The May 27, 2010 report from Interior Secretary Ken Salazar was published at Obama’s request just weeks after the Deepwater Horizon disaster to examine safety measures in place for energy development on the Outer Continental Shelf, and included the recommendation for a six-month moratorium that was quickly imposed.  The report suggested it had been peer-reviewed by seven members of the National Academy of Engineering, and that they supported the temporary ban. However, those engineers later said they did not support the moratorium.

According to an inspector general investigation of the matter, Interior Department (DOI) officials said it was “never their intention to imply the moratorium was peer reviewed by the experts, but rather rushed editing of the executive summary by the DOI and the White House resulted in this implication.”

The Inspector’s General office said it “determined that the White House edit of the original DOI draft executive summary led to the implication that the moratorium recommendation had been peer reviewed by the experts.”

In Mansour’s letter to the Resources Committee, he called the mistake a “drafting error.”

Rep. Doc Hastings (R-Wash.), chairman of the committee, said the resulting moratorium caused the loss of several thousand jobs and economic pain throughout the Gulf region.

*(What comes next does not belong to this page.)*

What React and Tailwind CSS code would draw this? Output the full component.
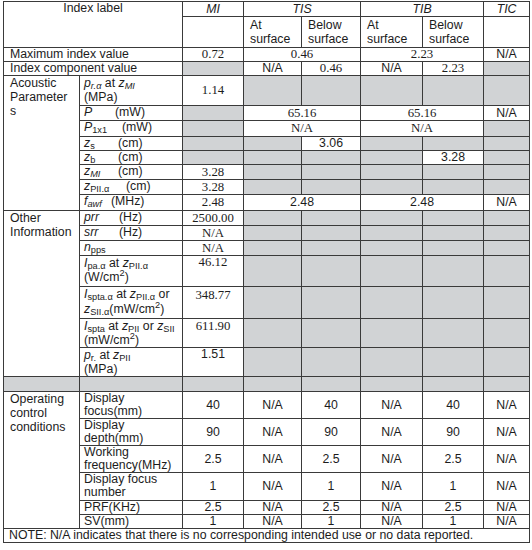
const Td = ({ children, className = "", ...rest }) => (
  <td className={"border border-[#3a3a3a] p-0 " + className} {...rest}>
    {children}
  </td>
);

const Gray = (props) => <Td className="bg-[#d1d3d5]" {...props} />;
const Num = ({ children, ...rest }) => (
  <Td className="text-center text-[12.8px] font-['Liberation_Serif',serif]" {...rest}>
    {children}
  </Td>
);
const Val = ({ children, ...rest }) => (
  <Td className="text-center" {...rest}>
    {children}
  </Td>
);
const Label = ({ children, className = "" }) => (
  <Td className={"pl-[4px] align-top " + className}>{children}</Td>
);
const Unit = ({ w, children }) => <span className={"inline-block " + w}>{children}</span>;

const i = "italic";

const App = () => {
  return (
    <div className="bg-white w-[532px] h-[550px] pt-[1px] pl-[3px] text-[#1c1c1c] font-['Liberation_Sans',Arial,sans-serif]">
      <table className="table-fixed border-collapse w-[526px] text-[12.3px] leading-[13px]">
        <colgroup>
          <col className="w-[76px]" />
          <col className="w-[103px]" />
          <col className="w-[61px]" />
          <col className="w-[58px]" />
          <col className="w-[59px]" />
          <col className="w-[62px]" />
          <col className="w-[61px]" />
          <col className="w-[46px]" />
        </colgroup>
        <tbody>
          {/* HEADER */}
          <tr className="h-[15px]">
            <Td colSpan={2} rowSpan={2} className="text-center align-top">Index label</Td>
            <Td className="text-center italic">MI</Td>
            <Td colSpan={2} className="text-center italic">TIS</Td>
            <Td colSpan={2} className="text-center italic">TIB</Td>
            <Td className="text-center italic">TIC</Td>
          </tr>
          <tr className="h-[31px]">
            <Td />
            <Td className="pl-[6px] leading-[14px]">At<br />surface</Td>
            <Td className="pl-[6px] leading-[14px]">Below<br />surface</Td>
            <Td className="pl-[6px] leading-[14px]">At<br />surface</Td>
            <Td className="pl-[6px] leading-[14px]">Below<br />surface</Td>
            <Td />
          </tr>
          <tr className="h-[13px]">
            <Td colSpan={2} className="pl-[6px]">Maximum index value</Td>
            <Num>0.72</Num>
            <Num colSpan={2}>0.46</Num>
            <Num colSpan={2}>2.23</Num>
            <Val>N/A</Val>
          </tr>
          <tr className="h-[14px]">
            <Td colSpan={2} className="pl-[6px]">Index component value</Td>
            <Gray />
            <Val>N/A</Val>
            <Num>0.46</Num>
            <Val>N/A</Val>
            <Num>2.23</Num>
            <Gray />
          </tr>

          {/* ACOUSTIC PARAMETERS */}
          <tr className="h-[30px]">
            <Td rowSpan={8} className="pl-[6px] align-top leading-[14px]">Acoustic<br />Parameter<br />s</Td>
            <Label className="leading-[14px]">
              <span className={i}>p</span><sub className={i}>r.α</sub> at <span className={i}>z</span><sub className={i}>MI</sub>
              <br />(MPa)
            </Label>
            <Num>1.14</Num>
            <Gray /><Gray /><Gray /><Gray /><Gray />
          </tr>
          <tr className="h-[15px]">
            <Label><Unit w="w-[31px]"><span className={i}>P</span></Unit>(mW)</Label>
            <Gray />
            <Num colSpan={2}>65.16</Num>
            <Num colSpan={2}>65.16</Num>
            <Val>N/A</Val>
          </tr>
          <tr className="h-[16px]">
            <Label><Unit w="w-[38px]"><span className={i}>P</span><sub>1x1</sub></Unit>(mW)</Label>
            <Gray />
            <Num colSpan={2}>N/A</Num>
            <Num colSpan={2}>N/A</Num>
            <Gray />
          </tr>
          <tr className="h-[14px]">
            <Label><Unit w="w-[34px]"><span className={i}>z</span><sub>s</sub></Unit>(cm)</Label>
            <Gray /><Gray />
            <Val>3.06</Val>
            <Gray /><Gray /><Gray />
          </tr>
          <tr className="h-[14px]">
            <Label><Unit w="w-[34px]"><span className={i}>z</span><sub>b</sub></Unit>(cm)</Label>
            <Gray /><Gray /><Gray /><Gray />
            <Val>3.28</Val>
            <Gray />
          </tr>
          <tr className="h-[15px]">
            <Label><Unit w="w-[34px]"><span className={i}>z</span><sub className={i}>MI</sub></Unit>(cm)</Label>
            <Num>3.28</Num>
            <Gray /><Gray /><Gray /><Gray /><Gray />
          </tr>
          <tr className="h-[15px]">
            <Label><Unit w="w-[42px]"><span className={i}>z</span><sub>PII.α</sub></Unit>(cm)</Label>
            <Num>3.28</Num>
            <Gray /><Gray /><Gray /><Gray /><Gray />
          </tr>
          <tr className="h-[16px]">
            <Label><Unit w="w-[27px]"><span className={i}>f</span><sub className={i}>awf</sub></Unit>(MHz)</Label>
            <Num>2.48</Num>
            <Val colSpan={2}>2.48</Val>
            <Val colSpan={2}>2.48</Val>
            <Val>N/A</Val>
          </tr>

          {/* OTHER INFORMATION */}
          <tr className="h-[15px]">
            <Td rowSpan={7} className="pl-[6px] align-top leading-[14px]">Other<br />Information</Td>
            <Label><Unit w="w-[35px]"><span className={i}>prr</span></Unit>(Hz)</Label>
            <Num>2500.00</Num>
            <Gray /><Gray /><Gray /><Gray /><Gray />
          </tr>
          <tr className="h-[15px]">
            <Label><Unit w="w-[35px]"><span className={i}>srr</span></Unit>(Hz)</Label>
            <Num>N/A</Num>
            <Gray /><Gray /><Gray /><Gray /><Gray />
          </tr>
          <tr className="h-[15px]">
            <Label><span className={i}>n</span><sub>pps</sub></Label>
            <Num>N/A</Num>
            <Gray /><Gray /><Gray /><Gray /><Gray />
          </tr>
          <tr className="h-[31px]">
            <Label className="leading-[14px]">
              <span className={i}>I</span><sub>pa.α</sub> at <span className={i}>z</span><sub>PII.α</sub>
              <br />(W/cm<sup>2</sup>)
            </Label>
            <Td className="text-center align-top text-[12.8px] font-['Liberation_Serif',serif]">46.12</Td>
            <Gray /><Gray /><Gray /><Gray /><Gray />
          </tr>
          <tr className="h-[32px]">
            <Label className="leading-[15px]">
              <span className={i}>I</span><sub>spta.α</sub> at <span className={i}>z</span><sub>PII.α</sub> or
              <br /><span className={i}>z</span><sub>SII.α</sub>(mW/cm<sup>2</sup>)
            </Label>
            <Td className="text-center align-top pt-[2px] text-[12.8px] font-['Liberation_Serif',serif]">348.77</Td>
            <Gray /><Gray /><Gray /><Gray /><Gray />
          </tr>
          <tr className="h-[29px]">
            <Label className="leading-[14px]">
              <span className={i}>I</span><sub>spta</sub> at <span className={i}>z</span><sub>PII</sub> or <span className={i}>z</span><sub>SII</sub>
              <br />(mW/cm<sup>2</sup>)
            </Label>
            <Td className="text-center align-top pt-[1px] text-[12.8px] font-['Liberation_Serif',serif]">611.90</Td>
            <Gray /><Gray /><Gray /><Gray /><Gray />
          </tr>
          <tr className="h-[29px]">
            <Label className="leading-[14px]">
              <span className={i}>p</span><sub>r.</sub> at <span className={i}>z</span><sub>PII</sub>
              <br />(MPa)
            </Label>
            <Td className="text-center align-top">1.51</Td>
            <Gray /><Gray /><Gray /><Gray /><Gray />
          </tr>
          <tr className="h-[15px]">
            <Gray /><Gray /><Gray /><Gray /><Gray /><Gray /><Gray /><Gray />
          </tr>

          {/* OPERATING CONTROL CONDITIONS */}
          {[
            ["Display", "focus(mm)", "40", "h-[25px]"],
            ["Display", "depth(mm)", "90", "h-[27px]"],
            ["Working", "frequency(MHz)", "2.5", "h-[27px]"],
            ["Display focus", "number", "1", "h-[28px]"],
            ["PRF(KHz)", null, "2.5", "h-[12px]"],
            ["SV(mm)", null, "1", "h-[12px]"],
          ].map(([a, b, v, h], idx) => (
            <tr key={a + idx} className={h}>
              {idx === 0 && (
                <Td rowSpan={6} className="pl-[6px] align-top leading-[14px]">Operating<br />control<br />conditions</Td>
              )}
              <Label className="leading-[13px]">
                {a}
                {b && <br />}
                {b}
              </Label>
              <Val>{v}</Val>
              <Val>N/A</Val>
              <Val>{v}</Val>
              <Val>N/A</Val>
              <Val>{v}</Val>
              <Val>N/A</Val>
            </tr>
          ))}
          <tr className="h-[14px]">
            <Td colSpan={8} className="pl-[5px]">
              NOTE: N/A indicates that there is no corresponding intended use or no data reported.
            </Td>
          </tr>
        </tbody>
      </table>
    </div>
  );
};

export default App;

“It’s important to clearly understand exactly how this happened,” Hastings said.

Spencer Pederson, spokesman for the House committee, said the subpoena was clearly worded and that the investigation “very clearly includes the decision to impose the moratorium, the report, and the process that resulted in the misrepresentation of scientific views to further political plans to halt offshore drilling.”

“The department’s surreal claim that they don’t understand what is being investigated raises questions about whether they’re truly interested in living up to the president’s pledge of unprecedented transparency, or they’re maneuvering to withhold unknown amounts of information from public scrutiny and Congressional review,” Pederson said.